- **Dataset**
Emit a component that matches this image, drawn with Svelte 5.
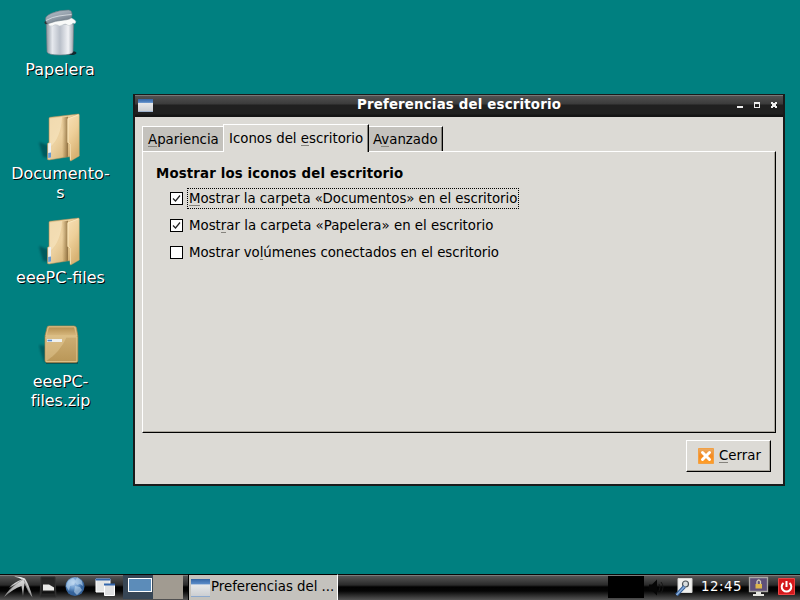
<script>
  const options = [
    { pre: '', key: 'M', post: 'ostrar la carpeta «Documentos» en el escritorio', checked: true, focus: true, spacing: -0.045 },
    { pre: 'Most', key: 'r', post: 'ar la carpeta «Papelera» en el escritorio', checked: true, focus: false, spacing: 0 },
    { pre: 'Mostrar vo', key: 'l', post: 'úmenes conectados en el escritorio', checked: false, focus: false, spacing: -0.055 }
  ];
</script>

{#snippet folder()}
  <svg width="60" height="60" viewBox="0 0 60 60">
    <defs>
      <linearGradient id="fb" x1="0" x2="1" y2="1"><stop stop-color="#e6c995" /><stop offset=".45" stop-color="#ecd1a0" /><stop offset="1" stop-color="#cba564" /></linearGradient>
      <linearGradient id="ff" x1="0" x2=".4" y2="1"><stop stop-color="#f7e0b6" /><stop offset=".5" stop-color="#eed09a" /><stop offset="1" stop-color="#d8b273" /></linearGradient>
      <linearGradient id="fs" x1="0" x2="1"><stop stop-color="#8c6c38" stop-opacity="0" /><stop offset="1" stop-color="#75572b" stop-opacity=".75" /></linearGradient>
      <filter id="blur"><feGaussianBlur stdDeviation="1.3" /></filter>
    </defs>
    <path d="M9 38l11 4v12l-7-1-2-7z" fill="#00343a" opacity=".5" filter="url(#blur)" />
    <path d="M19 14.500q0-1 1-1.200L48.500 10v42L37 53l-18 3-1.500-.5V39.500l1.500-1z" fill="url(#fb)" stroke="#b89158" stroke-width=".5" />
    <path d="M20 14.500l12-1.400q-1 21-12 30z" fill="#fff3d5" opacity=".4" />
    <path d="M32 13.500l6-.7v40l-5 .7q-1-4-1-8z" fill="url(#fs)" />
    <path d="M48.500 10.200q.8 0 .8.800V52l-8.500 5q-.8 0-.8-1l-.4-15.500-2.200-2V15q0-.6 1-1z" fill="url(#ff)" stroke="#c39c5c" stroke-width=".4" />
    <path d="M48.500 10.800L38 14.800v23.400l2.100 2.100.4 15.500" fill="none" stroke="#fff0cc" stroke-width=".7" />
    <path d="M18.200 39.500l2.800-.6v14.600l-2.800.6z" fill="#edf0f1" /><path d="M18.200 49l2.800-.6v5l-2.800.6z" fill="#669bd4" />
  </svg>
{/snippet}

{#snippet appIcon()}
  <svg width="20" height="20" viewBox="0 0 20 20" preserveAspectRatio="none">
    <defs><linearGradient id="wb" y2="1" x2="0"><stop stop-color="#f5f5f5" /><stop offset="1" stop-color="#c9ccd0" /></linearGradient><linearGradient id="wh" y2="1" x2="0"><stop stop-color="#3465a4" /><stop offset="1" stop-color="#5f8fcb" /></linearGradient></defs>
    <path d="M0 0h20v20H0z" fill="url(#wb)" /><path d="M0 0h20v6H0z" fill="url(#wh)" /><path d="M0 19h20v1H0z" fill="#86a5cd" />
  </svg>
{/snippet}

<main>
  <div class="desktop">
    <div class="item">
      <svg width="60" height="60" viewBox="0 0 60 60">
        <defs><linearGradient id="can"><stop stop-color="#8b949d" /><stop offset=".22" stop-color="#e6e9ee" /><stop offset=".5" stop-color="#b9bfc9" /><stop offset=".8" stop-color="#f1f2f5" /><stop offset="1" stop-color="#9aa2ab" /></linearGradient><linearGradient id="lid" x2=".6" y2="1"><stop stop-color="#bcc6cf" /><stop offset=".5" stop-color="#9aa5b0" /><stop offset="1" stop-color="#6c7884" /></linearGradient></defs>
        <ellipse cx="41" cy="53" rx="5.500" ry="2" fill="#12292f" />
        <ellipse cx="18" cy="22.500" rx="3.500" ry="2" fill="#2b3538" />
        <path d="M16.300 24l.7 28q1 3 13 3t13-3l.7-28z" fill="url(#can)" stroke="#717b83" stroke-width=".6" />
        <path d="M18 23.500q3-4 11-5 10-3 15 1 3 2 1 4-2-1-3.500 1-3 2-4 .5-2-2-5 0-3 2-5 0-3-1-5 1-3 1-4.500-2.500z" fill="#f9faf9" stroke="#bbc3c8" stroke-width=".5" />
        <path d="M15.500 19.500q-.5-3.500 6-6.200 8-3.300 17-3.300 4 0 3.500 6-.5 3.500-8 4-9 .8-15.500 3.500-2.500 0-3-4z" fill="url(#lid)" stroke="#67757f" stroke-width=".6" />
        <path d="M16 20.500q6-3.500 13-4.500 8-1.200 12.500-1.500" fill="none" stroke="#dfe5e9" stroke-width=".8" />
      </svg>
      <span>Papelera</span>
    </div>
    <div class="item">{@render folder()}<span class="shift">Documento-<br />s</span></div>
    <div class="item">{@render folder()}<span class="shift">eeePC-files</span></div>
    <div class="item">
      <svg width="60" height="60" viewBox="0 0 60 60">
        <defs><linearGradient id="box" x2="0" y2="1"><stop stop-color="#d5b77f" /><stop offset="1" stop-color="#b99657" /></linearGradient><linearGradient id="top" x2="0" y2="1"><stop stop-color="#b38e4f" /><stop offset="1" stop-color="#d9ba80" /></linearGradient></defs>
        <path d="M9 33l9 1v16h-4l-3-9z" fill="#002b34" opacity=".4" filter="url(#blur)" />
        <path d="M16 49h32v3H16z" fill="#123b38" opacity=".6" />
        <path d="M19 14h25q2 0 2.500 2L47.800 24v24.500q0 2-2 2H17q-2 0-2-2V24l2-8q0-2 2-2z" fill="url(#box)" stroke="#ac8447" stroke-width=".7" />
        <path d="M18.500 15h26l2.300 9H16z" fill="url(#top)" stroke="#e3c78f" stroke-width=".7" />
        <path d="M16 25h30.800v24.500H16z" fill="none" stroke="#e4c992" stroke-width=".8" />
        <path d="M16.500 25.500h20Q30 40 16.500 49z" fill="#f3ddad" opacity=".35" />
        <path d="M17 27h15v3H17z" fill="#eef0ef" /><path d="M17.500 27.700h4.500v1.600h-4.500z" fill="#5a8ccb" />
      </svg>
      <span class="shift zip">eeePC-<br />files.zip</span>
    </div>
  </div>

  <section class="window">
    <header>
      <div class="ticon">{@render appIcon()}</div>
      <b>Preferencias del escritorio</b>
      <svg class="controls" width="42" height="8" viewBox="0 0 42 8" shape-rendering="crispEdges">
        <path d="M0 5h6v2H0z" fill="#eee" /><path d="M17 1h6v6h-6zM18 3v3h4V3z" fill="#eee" fill-rule="evenodd" />
        <path d="M34 1h2v1h2V1h2v2h-1v2h1v2h-2V6h-2v1h-2V5h1V3h-1z" fill="#eee" />
      </svg>
    </header>
    <nav>
      <div class="tab first"><span><u>A</u>pariencia</span></div>
      <div class="tab active"><span>Iconos del <u>e</u>scritorio</span></div>
      <div class="tab last"><span>A<u>v</u>anzado</span></div>
    </nav>
    <div class="page">
      <h1>Mostrar los iconos del escritorio</h1>
      {#each options as o}
        <div class="option">
          <i class="box">{#if o.checked}<svg width="11" height="11" viewBox="0 0 11 11"><path d="M2 5.500L4.500 8 9 2.500" fill="none" stroke="#222" stroke-width="1.200" /></svg>{/if}</i>
          <span class:focus={o.focus} style="letter-spacing:{o.spacing}px">{o.pre}<u>{o.key}</u>{o.post}</span>
        </div>
      {/each}
    </div>
    <footer>
      <button>
        <svg width="16" height="16" viewBox="0 0 16 16"><defs><linearGradient id="or" x2="0" y2="1"><stop stop-color="#e9ab66" /><stop offset=".5" stop-color="#f58a20" /><stop offset="1" stop-color="#ffa02a" /></linearGradient></defs><path d="M.5.500h15v15H.5z" fill="url(#or)" stroke="#f2a044" /><path d="M4.500 4.500l7 7m0-7l-7 7" stroke="#fff" stroke-width="3" stroke-linecap="round" /></svg>
        <span><u>C</u>errar</span>
      </button>
    </footer>
  </section>

  <div class="bar">
    <svg class="launch" width="123" height="26" viewBox="0 0 123 26">
      <defs><radialGradient id="globe" cx=".4" cy=".3"><stop stop-color="#b5d0ee" /><stop offset=".6" stop-color="#6a99cc" /><stop offset="1" stop-color="#34629a" /></radialGradient><linearGradient id="feather" x2="0" y2="1"><stop stop-color="#eee" /><stop offset="1" stop-color="#8b8b8b" /></linearGradient></defs>
      <path d="M14 2.500Q20 2 25 4.500q5 8 7.500 19Q28 18 24.500 9l-1.500 13-1.500-10Q13 15 4 23q5-8 12-13l-7 4q5-6 13-8.500-3-2-8-3z" fill="url(#feather)" />
      <path d="M23 5.500Q13 11 6 21M24 6l5 13" fill="none" stroke="#666" stroke-width=".5" />
      <path d="M41 3h14l1 20H40z" fill="#252525" stroke="#343434" /><path d="M43 10.500h6l5 3v3H43z" fill="#e9e9e7" /><path d="M42 17.500h12.500v2H42z" fill="#111" />
      <circle cx="75" cy="12.500" r="9.500" fill="url(#globe)" /><path d="M68 7l5-3 3 3-2 4-4 1-1 5-3-5zm9-4l5 4 1 5-3-2-3 1-2-3zm-2 9l5 1 2 3-5 5-3-3z" fill="#c6dff3" opacity=".55" />
      <path d="M96 5h14v13H96z" fill="#e4e5e5" stroke="#fff" /><path d="M95.500 4.500h15v2h-15z" fill="#3467ad" /><path d="M104.500 10.500h10v11h-10z" fill="#dfe0e1" stroke="#fff" /><path d="M104 9.500h11v2h-11z" fill="#3467ad" />
    </svg>
    <div class="pager"><div><i></i></div><div></div></div>
    <div class="task"><div class="taskicon">{@render appIcon()}</div><span>Preferencias del ...</span></div>
    <div class="monitor"></div>
    <svg class="vol" width="58" height="26" viewBox="0 0 58 26">
      <path d="M5 10.500h3l5-5v16l-5-5H5z" fill="#060606" /><path d="M15 10q2 3 0 7m2-9q4 5 0 11" stroke="#161616" fill="none" />
      <path d="M34 4.500h14v14H34z" fill="#f0f0ee" stroke="#d7d7d5" /><circle cx="41.500" cy="10" r="3" fill="#d8dddf" stroke="#4c5358" stroke-width="1.200" /><path d="M40.500 12.500l-8 8.500" stroke="#315d96" stroke-width="3.500" /><path d="M40.500 12.500l-8 8.500" stroke="#8cafdc" stroke-width="1.500" />
    </svg>
    <span class="clock">12:45</span>
    <svg class="end" width="56" height="26" viewBox="0 0 56 26">
      <path d="M6.500 3.500h18v14h-18z" fill="#5f5078" stroke="#aaa8a5" stroke-width="1.300" /><path d="M13 18h5v2h3v2H10v-2h3z" fill="#e4e4df" />
      <path d="M14 10V7.500q1.700-3 3.500 0V10" fill="none" stroke="#d2cbb7" stroke-width="1.300" /><path d="M12.500 10h6.500v4.500h-6.500z" fill="#deb64d" />
      <path d="M35.500 4.500h16v16h-16z" fill="#d5191c" stroke="#e94445" /><path d="M40.500 9a4.800 4.800 0 1 0 6 0M43.500 7v6" fill="none" stroke="#fff" stroke-width="2" />
    </svg>
  </div>
</main>

<style>
  :global(body) { margin: 0; }
  main { position: relative; display: flex; flex-direction: column; width: 800px; height: 600px; overflow: hidden; background: #008080; color: #000; font: 13.333px/16px "DejaVu Sans", sans-serif; }
  main *, main { box-sizing: border-box; }
  svg { display: block; flex: none; }
  span, b, h1 { white-space: nowrap; }
  u { text-decoration: none; background: linear-gradient(#85837d, #85837d) 0 14px / 100% 1px no-repeat; }
  .desktop { height: 574px; width: 120px; }
  .item { height: 104px; display: flex; flex-direction: column; align-items: center; text-align: center; }
  .item span { font-size: 16px; line-height: 19px; color: #fff; text-shadow: 1px 1px #000; }
  .item .shift { padding-left: 1px; }
  .item .zip { letter-spacing: -.12px; }
  .window { position: absolute; left: 133px; top: 94px; width: 652px; height: 392px; border: 2px solid #191b1b; border-top-width: 1px; background: #dcdad5; }
  header { height: 22px; display: flex; align-items: center; padding: 0 4px 0 3px; background: linear-gradient(#777 0 1px, #515151 1px, #3b3b3b 9px, #202020 10px, #202020 19px, #151515 20px); }
  header b { flex: 1; text-align: center; color: #fff; letter-spacing: .19px; margin: -3px -28px 0 0; }
  .controls { margin-top: -2px; }
  .ticon { margin-top: -2px; }
  .ticon svg { width: 15px; height: 13px; }
  nav { height: 35px; padding: 7px 0 0 7px; display: flex; align-items: flex-start; position: relative; }
  .tab { height: 25px; margin-top: 2px; background: #c4c2bd; border-top: 1px solid #fff; padding-top: 5px; }
  .first { width: 81px; border-left: 1px solid #fff; padding-left: 5px; }
  .active { height: 28px; width: 146px; margin-top: 0; padding: 6px 0 0 5px; background: #dcdad5; border-left: 1px solid #fff; border-right: 1px solid #000; box-shadow: inset -1px 0 #85837d; }
  .last { width: 74px; padding-left: 4px; border-right: 1px solid #000; box-shadow: inset -1px 0 #85837d; }
  .page { margin: -1px 7px 0; height: 282px; border: 1px solid #fff; border-right-color: #000; border-bottom-color: #000; box-shadow: inset -1px -1px #aaa69d; padding: 14px 13px 13px; }
  h1 { margin: 0 0 3px; font-size: 13.333px; line-height: 16px; letter-spacing: .15px; }
  .option { height: 27px; display: flex; align-items: flex-start; padding-left: 14px; }
  .box { width: 13px; height: 13px; border: 1px solid #000; background: #fff; margin: 7px 4px 0 0; }
  .option span { height: 21px; line-height: 19px; padding: 0 1px; margin-top: 3px; border: 1px dotted transparent; }
  .option .focus { border-color: #000; }
  footer { display: flex; justify-content: flex-end; padding: 7px 12px; }
  button { width: 85px; height: 32px; display: flex; align-items: center; gap: 5px; padding: 0 0 0 11px; font: inherit; color: #000; background: #dcdad5; border: 1px solid; border-color: #fff #000 #000 #fff; box-shadow: inset -1px -1px #aaa69d; }
  button svg { margin-top: -1px; }
  .bar { height: 26px; display: flex; background: linear-gradient(#080808 0 1px, #7b7b7b 1px 2px, #555 2px, #2a2a2a 11px, #020202 13px, #050505 17px, #555 26px); }
  .pager { display: flex; width: 60px; height: 24px; margin-top: 1px; }
  .pager div { width: 30px; background: #a19b91; }
  .pager div:first-child { background: #374655; padding: 3px 0 0 5px; }
  .pager i { display: block; width: 24px; height: 14px; background: #5c8cb9; border: 1px solid #fff; }
  .task { width: 150px; height: 26px; margin-left: 5px; display: flex; align-items: center; background: #c4c2bd; border: 1px solid #000; border-right-color: #fff; border-bottom: 0; padding-left: 2px; gap: 1px; }
  .task span { margin-top: -2px; letter-spacing: -.02px; }
  .taskicon svg { width: 19px; height: 18px; }
  .monitor { width: 36px; height: 22px; margin: 2px 0 0 270px; background: #000; }
  .clock { color: #fff; width: 42px; margin: 5px 0 0 -1px; letter-spacing: .5px; }
</style>
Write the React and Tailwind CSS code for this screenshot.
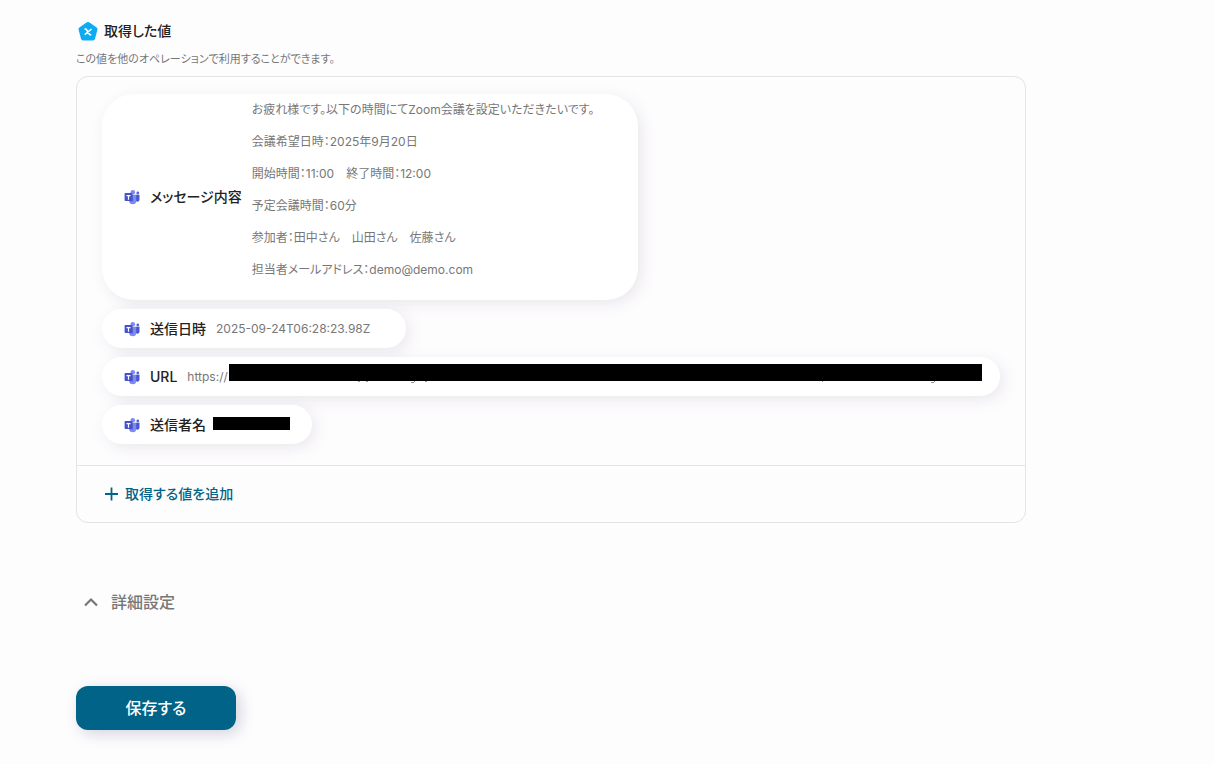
import React from 'react';

const TeamsIcon = () => (
  <svg viewBox="0 0 16 16" className="h-4 w-4 shrink-0" aria-hidden="true">
    <circle cx="13.8" cy="4" r="1.4" fill="#5563dc" />
    <path d="M11.5 5.8h4v4.8a2 2 0 0 1-2.4 2h-1.6z" fill="#4a58d0" />
    <circle cx="8.8" cy="3.2" r="2.3" fill="#7d8af0" />
    <path d="M5.2 5.8h7v6a3.5 3.5 0 0 1-7 0z" fill="#7d8af0" />
    <path d="M5.2 5.8h3.8v6.6H5.4z" fill="#3f4cc0" opacity="0.5" />
    <rect x="0.6" y="4" width="7.8" height="8" rx="0.8" fill="#4653c8" />
    <path d="M2.5 6h4v1.200H5.100v3.600H3.900V7.200H2.500z" fill="#ffffff" />
  </svg>
);

const ValueIcon = () => (
  <svg viewBox="0 0 20 20" className="h-5 w-5 shrink-0" aria-hidden="true">
    <path
      d="M10 3 17.5 8.200 15 17.500H5L2.500 8.200z"
      fill="#0cabf3"
      stroke="#0cabf3"
      strokeWidth="4"
      strokeLinejoin="round"
    />
    <path
      d="M6.500 8h1.500L11.800 13.700h1.500M13.500 8 6.700 13.700"
      fill="none"
      stroke="#ffffff"
      strokeWidth="1.6"
      strokeLinejoin="round"
    />
  </svg>
);

const messageLines = [
  'お疲れ様です。以下の時間にてZoom会議を設定いただきたいです。',
  '会議希望日時：2025年9月20日',
  '開始時間：11:00　終了時間：12:00',
  '予定会議時間：60分',
  '参加者：田中さん　山田さん　佐藤さん',
  '担当者メールアドレス：demo@demo.com',
];

const ValueChip = ({ label, className = '', children }) => (
  <li
    className={`flex max-w-full items-center bg-white pl-[22px] shadow-[4px_4px_16px_rgba(60,40,80,0.10)] ${className}`}
  >
    <TeamsIcon />
    <span className="ml-2.5 shrink-0 text-sm font-medium text-[#222]">{label}</span>
    {children}
  </li>
);

const App = () => (
  <main className="min-h-screen bg-[#fefdfe] pt-5 pr-8 pb-8 pl-[76px] font-['Inter','Noto_Sans_CJK_JP',sans-serif] text-[#777] [font-feature-settings:'palt']">
    <div className="max-w-[950px]">
      <h2 className="flex h-[22px] items-center gap-1.5 pl-0.5 text-sm font-medium text-[#222]">
        <ValueIcon />
        取得した値
      </h2>
      <p className="mt-2 text-[11px] leading-[18px]">この値を他のオペレーションで利用することができます。</p>

      {/* Output values */}
      <section className="mt-2 rounded-xl border border-[#e4e3e5]">
        <ul className="flex flex-col items-start gap-[9px] px-[25px] pt-[17px] pb-[21px] text-xs">
          <ValueChip label="メッセージ内容" className="rounded-[32px] pr-11">
            <div className="ml-2.5 space-y-3 pt-1.5 pb-5 leading-5">
              {messageLines.map((line) => (
                <p key={line}>{line}</p>
              ))}
            </div>
          </ValueChip>
          <ValueChip label="送信日時" className="h-[39px] rounded-full pr-9">
            <span className="ml-2.5">2025-09-24T06:28:23.98Z</span>
          </ValueChip>
          <ValueChip label="URL" className="h-[39px] w-full rounded-full pr-[18px]">
            <span className="ml-2.5">https://</span>
            <span className="relative mt-[7px] ml-px h-[17px] flex-1 self-start bg-black">
              {/* Descenders showing under the mask */}
              <svg viewBox="0 0 720 3" className="absolute top-full left-0 h-[3px] w-[720px]" aria-hidden="true">
                <path
                  d="M129 .5h2M137 .5h2M185 .5h1M182 1.5h3M196 .5h2M593 .5h1M705 .5h1M702 1.5h3"
                  stroke="#999999"
                  strokeWidth="1"
                />
              </svg>
            </span>
          </ValueChip>
          <ValueChip label="送信者名" className="h-[39px] rounded-full pr-[22px]">
            <span className="mb-0.5 ml-[7px] h-[13px] w-[77px] bg-black" />
          </ValueChip>
        </ul>
        <div className="border-t border-[#e4e3e5] px-[27px] py-[18px]">
          <button type="button" className="flex items-center gap-[7px] text-sm font-medium text-[#006387]">
            <svg viewBox="0 0 14 14" className="h-3.5 w-3.5" aria-hidden="true">
              <path d="M7.5 .5v13M1 7h13" stroke="currentColor" strokeWidth="1.8" />
            </svg>
            取得する値を追加
          </button>
        </div>
      </section>

      <button type="button" className="mt-[67px] ml-2 flex items-center gap-[13px] text-base font-medium">
        <svg viewBox="0 0 14 14" className="h-3.5 w-3.5" aria-hidden="true">
          <path d="M1 10.5 7 4.5l6 6" fill="none" stroke="currentColor" strokeWidth="2.2" />
        </svg>
        詳細設定
      </button>

      <button
        type="button"
        className="mt-[72px] block h-11 w-40 rounded-xl bg-[#006387] text-base font-medium text-white shadow-[4px_4px_16px_rgba(40,40,90,0.20)]"
      >
        保存する
      </button>
    </div>
  </main>
);

export default App;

- **Task statement**
Omit all pictures and repeat exactly the lines from the one containing "Write the React" through the one containing "import React from 'react';", ends included, with nothing added.

- **Complete answer**
Write the React and Tailwind CSS code for this screenshot.
import React from 'react';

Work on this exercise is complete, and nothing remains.